** START OF Dataset section **

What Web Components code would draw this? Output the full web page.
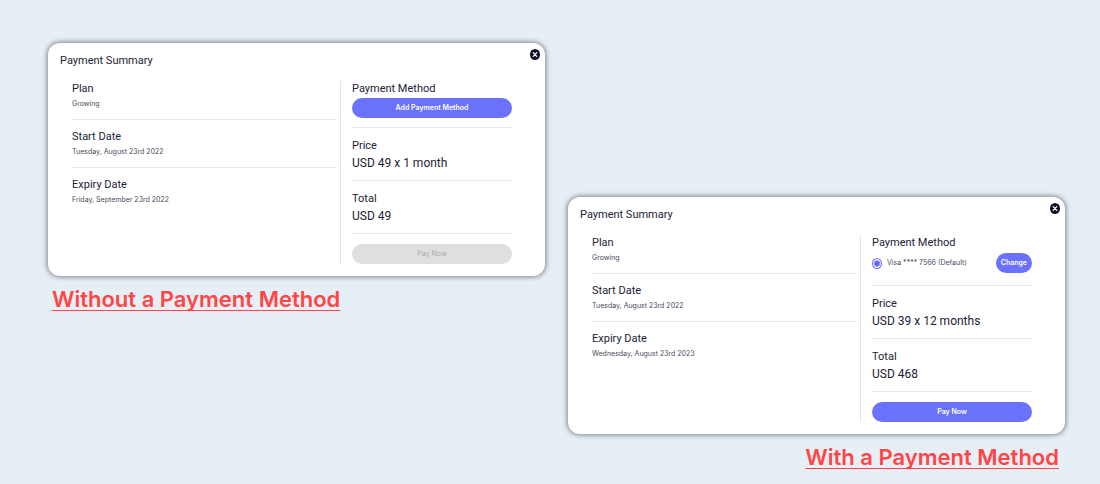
<!DOCTYPE html>
<html lang="en">
<head>
<meta charset="utf-8">
<title>Payment Summary</title>
<style>
  body { margin: 0; background: #e7eff6; font-family: Inter, "Open Sans", sans-serif; color: #1b2236; }
</style>
</head>
<body>
<payment-comparison></payment-comparison>

<script>
const define = (name, html, setup) => {
  const template = document.createElement('template');
  template.innerHTML = html;
  customElements.define(name, class extends HTMLElement {
    constructor() {
      super();
      this.attachShadow({ mode: 'open' }).append(template.content.cloneNode(true));
    }
    connectedCallback() { if (setup) setup(this, this.shadowRoot); }
  });
};

define('detail-item', `
  <style>
    :host { display: block; padding: 9px 0; border-bottom: 1px solid #e9e9eb; }
    :host(:first-child) { padding-top: 0; }
    :host([last]) { border-bottom: 0; }
    :host([large]) { padding: 10px 0 8px; }
    h3 { margin: 0; font: 400 11px/16px Roboto, sans-serif; }
    .value { font: 400 7px/13px Inter, sans-serif; color: #474c5c; }
    :host([large]) .value { font: 400 12px/18px Roboto, sans-serif; color: #1b2236; }
    :host([control]) .value { padding-top: 1px; }
  </style>
  <h3><slot name="label"></slot></h3>
  <div class="value"><slot></slot></div>
`);

define('pill-button', `
  <style>
    :host { display: block; }
    button { display: block; width: 100%; height: 20px; padding: 0 5px; border: 0; border-radius: 10px;
      background: #6a72fb; color: #fff; font: 600 7px/20px Inter, sans-serif; }
    button:disabled { background: #dfdfdf; color: #a9a9ad; font-weight: 400; }
  </style>
  <button type="button"><slot></slot></button>
`, (host, root) => { root.querySelector('button').disabled = host.hasAttribute('disabled'); });

define('saved-card', `
  <style>
    :host { display: flex; align-items: center; justify-content: space-between; padding: 1px 0 3px; }
    label { display: flex; align-items: center; gap: 5px; font: 400 7px/12px Inter, sans-serif; color: #474c5c; }
    input { appearance: none; box-sizing: border-box; width: 10px; height: 11px; margin: 0;
      border: 1px solid #6a72fb; border-radius: 50%; background: #fff; }
    input:checked { background: radial-gradient(circle, #5a63f5 2px, #fff 4px); }
  </style>
  <label><input type="radio" name="method" checked><span><slot></slot></span></label>
  <pill-button>Change</pill-button>
`);

define('summary-card', `
  <style>
    :host { display: block; background: #fff; border-radius: 12px; box-shadow: 0 0 5px 1px rgba(20, 26, 32, .5); }
    header { display: flex; justify-content: space-between; align-items: flex-start; padding: 6px 5px 10px 12px; }
    h2 { margin: 0; padding-top: 2px; font: 400 11px/20px Roboto, sans-serif; }
    .close { display: block; width: 10px; height: 11px; padding: 0; border: 0; background: none; }
    svg { display: block; }
    .body { display: grid; grid-template-columns: 1fr 172px; gap: 3px; padding: 0 33px 12px 24px; }
    .side { padding-left: 11px; border-left: 1px solid #e4e4e7; }
  </style>
  <header>
    <h2>Payment Summary</h2>
    <button class="close" type="button" aria-label="Close">
      <svg width="10" height="11" viewBox="0 0 10 11" preserveAspectRatio="none">
        <ellipse cx="5" cy="5.5" rx="5" ry="5.5" fill="#0b1024"/>
        <path d="M3.2 3.6l3.6 3.8M6.8 3.6l-3.6 3.8" stroke="#fff" stroke-width="1.3" stroke-linecap="round"/>
      </svg>
    </button>
  </header>
  <div class="body">
    <div><slot name="plan"></slot></div>
    <div class="side"><slot name="payment"></slot></div>
  </div>
`);

define('captioned-example', `
  <style>
    :host { display: block; }
    figure { margin: 0; }
    figcaption { padding: 10px 6px 0 4px; font-size: 22px; line-height: 26px; font-weight: 600; color: #ff4545;
      text-decoration: underline; text-decoration-thickness: 1px; text-underline-offset: 3px; text-decoration-skip-ink: none; }
    :host([caption-end]) figcaption { text-align: right; }
  </style>
  <figure>
    <slot></slot>
    <figcaption><slot name="caption"></slot></figcaption>
  </figure>
`);

define('payment-comparison', `
  <style>
    :host { display: grid; grid-template-columns: 1fr 1fr; gap: 23px; padding: 43px 35px 10px 48px; }
    .lower { margin-top: 154px; }
    .action { padding-top: 10px; }
  </style>
  <captioned-example>
    <summary-card>
      <div slot="plan">
        <detail-item><span slot="label">Plan</span>Growing</detail-item>
        <detail-item><span slot="label">Start Date</span>Tuesday, August 23rd 2022</detail-item>
        <detail-item last><span slot="label">Expiry Date</span>Friday, September 23rd 2022</detail-item>
      </div>
      <div slot="payment">
        <detail-item control><span slot="label">Payment Method</span><pill-button>Add Payment Method</pill-button></detail-item>
        <detail-item large><span slot="label">Price</span>USD 49 x 1 month</detail-item>
        <detail-item large><span slot="label">Total</span>USD 49</detail-item>
        <pill-button class="action" disabled>Pay Now</pill-button>
      </div>
    </summary-card>
    <span slot="caption">Without a Payment Method</span>
  </captioned-example>
  <captioned-example class="lower" caption-end>
    <summary-card>
      <div slot="plan">
        <detail-item><span slot="label">Plan</span>Growing</detail-item>
        <detail-item><span slot="label">Start Date</span>Tuesday, August 23rd 2022</detail-item>
        <detail-item last><span slot="label">Expiry Date</span>Wednesday, August 23rd 2023</detail-item>
      </div>
      <div slot="payment">
        <detail-item control><span slot="label">Payment Method</span><saved-card>Visa **** 7566 (Default)</saved-card></detail-item>
        <detail-item large><span slot="label">Price</span>USD 39 x 12 months</detail-item>
        <detail-item large><span slot="label">Total</span>USD 468</detail-item>
        <pill-button class="action">Pay Now</pill-button>
      </div>
    </summary-card>
    <span slot="caption">With a Payment Method</span>
  </captioned-example>
`);
</script>
</body>
</html>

** END OF Dataset section **

- Stated exercise -
Leave out the pictures and print every line of the data exactly.

- Expected answer -
What Web Components code would draw this? Output the full web page.
<!DOCTYPE html>
<html lang="en">
<head>
<meta charset="utf-8">
<title>Payment Summary</title>
<style>
  body { margin: 0; background: #e7eff6; font-family: Inter, "Open Sans", sans-serif; color: #1b2236; }
</style>
</head>
<body>
<payment-comparison></payment-comparison>

<script>
const define = (name, html, setup) => {
  const template = document.createElement('template');
  template.innerHTML = html;
  customElements.define(name, class extends HTMLElement {
    constructor() {
      super();
      this.attachShadow({ mode: 'open' }).append(template.content.cloneNode(true));
    }
    connectedCallback() { if (setup) setup(this, this.shadowRoot); }
  });
};

define('detail-item', `
  <style>
    :host { display: block; padding: 9px 0; border-bottom: 1px solid #e9e9eb; }
    :host(:first-child) { padding-top: 0; }
    :host([last]) { border-bottom: 0; }
    :host([large]) { padding: 10px 0 8px; }
    h3 { margin: 0; font: 400 11px/16px Roboto, sans-serif; }
    .value { font: 400 7px/13px Inter, sans-serif; color: #474c5c; }
    :host([large]) .value { font: 400 12px/18px Roboto, sans-serif; color: #1b2236; }
    :host([control]) .value { padding-top: 1px; }
  </style>
  <h3><slot name="label"></slot></h3>
  <div class="value"><slot></slot></div>
`);

define('pill-button', `
  <style>
    :host { display: block; }
    button { display: block; width: 100%; height: 20px; padding: 0 5px; border: 0; border-radius: 10px;
      background: #6a72fb; color: #fff; font: 600 7px/20px Inter, sans-serif; }
    button:disabled { background: #dfdfdf; color: #a9a9ad; font-weight: 400; }
  </style>
  <button type="button"><slot></slot></button>
`, (host, root) => { root.querySelector('button').disabled = host.hasAttribute('disabled'); });

define('saved-card', `
  <style>
    :host { display: flex; align-items: center; justify-content: space-between; padding: 1px 0 3px; }
    label { display: flex; align-items: center; gap: 5px; font: 400 7px/12px Inter, sans-serif; color: #474c5c; }
    input { appearance: none; box-sizing: border-box; width: 10px; height: 11px; margin: 0;
      border: 1px solid #6a72fb; border-radius: 50%; background: #fff; }
    input:checked { background: radial-gradient(circle, #5a63f5 2px, #fff 4px); }
  </style>
  <label><input type="radio" name="method" checked><span><slot></slot></span></label>
  <pill-button>Change</pill-button>
`);

define('summary-card', `
  <style>
    :host { display: block; background: #fff; border-radius: 12px; box-shadow: 0 0 5px 1px rgba(20, 26, 32, .5); }
    header { display: flex; justify-content: space-between; align-items: flex-start; padding: 6px 5px 10px 12px; }
    h2 { margin: 0; padding-top: 2px; font: 400 11px/20px Roboto, sans-serif; }
    .close { display: block; width: 10px; height: 11px; padding: 0; border: 0; background: none; }
    svg { display: block; }
    .body { display: grid; grid-template-columns: 1fr 172px; gap: 3px; padding: 0 33px 12px 24px; }
    .side { padding-left: 11px; border-left: 1px solid #e4e4e7; }
  </style>
  <header>
    <h2>Payment Summary</h2>
    <button class="close" type="button" aria-label="Close">
      <svg width="10" height="11" viewBox="0 0 10 11" preserveAspectRatio="none">
        <ellipse cx="5" cy="5.5" rx="5" ry="5.5" fill="#0b1024"/>
        <path d="M3.2 3.6l3.6 3.8M6.8 3.6l-3.6 3.8" stroke="#fff" stroke-width="1.3" stroke-linecap="round"/>
      </svg>
    </button>
  </header>
  <div class="body">
    <div><slot name="plan"></slot></div>
    <div class="side"><slot name="payment"></slot></div>
  </div>
`);

define('captioned-example', `
  <style>
    :host { display: block; }
    figure { margin: 0; }
    figcaption { padding: 10px 6px 0 4px; font-size: 22px; line-height: 26px; font-weight: 600; color: #ff4545;
      text-decoration: underline; text-decoration-thickness: 1px; text-underline-offset: 3px; text-decoration-skip-ink: none; }
    :host([caption-end]) figcaption { text-align: right; }
  </style>
  <figure>
    <slot></slot>
    <figcaption><slot name="caption"></slot></figcaption>
  </figure>
`);

define('payment-comparison', `
  <style>
    :host { display: grid; grid-template-columns: 1fr 1fr; gap: 23px; padding: 43px 35px 10px 48px; }
    .lower { margin-top: 154px; }
    .action { padding-top: 10px; }
  </style>
  <captioned-example>
    <summary-card>
      <div slot="plan">
        <detail-item><span slot="label">Plan</span>Growing</detail-item>
        <detail-item><span slot="label">Start Date</span>Tuesday, August 23rd 2022</detail-item>
        <detail-item last><span slot="label">Expiry Date</span>Friday, September 23rd 2022</detail-item>
      </div>
      <div slot="payment">
        <detail-item control><span slot="label">Payment Method</span><pill-button>Add Payment Method</pill-button></detail-item>
        <detail-item large><span slot="label">Price</span>USD 49 x 1 month</detail-item>
        <detail-item large><span slot="label">Total</span>USD 49</detail-item>
        <pill-button class="action" disabled>Pay Now</pill-button>
      </div>
    </summary-card>
    <span slot="caption">Without a Payment Method</span>
  </captioned-example>
  <captioned-example class="lower" caption-end>
    <summary-card>
      <div slot="plan">
        <detail-item><span slot="label">Plan</span>Growing</detail-item>
        <detail-item><span slot="label">Start Date</span>Tuesday, August 23rd 2022</detail-item>
        <detail-item last><span slot="label">Expiry Date</span>Wednesday, August 23rd 2023</detail-item>
      </div>
      <div slot="payment">
        <detail-item control><span slot="label">Payment Method</span><saved-card>Visa **** 7566 (Default)</saved-card></detail-item>
        <detail-item large><span slot="label">Price</span>USD 39 x 12 months</detail-item>
        <detail-item large><span slot="label">Total</span>USD 468</detail-item>
        <pill-button class="action">Pay Now</pill-button>
      </div>
    </summary-card>
    <span slot="caption">With a Payment Method</span>
  </captioned-example>
`);
</script>
</body>
</html>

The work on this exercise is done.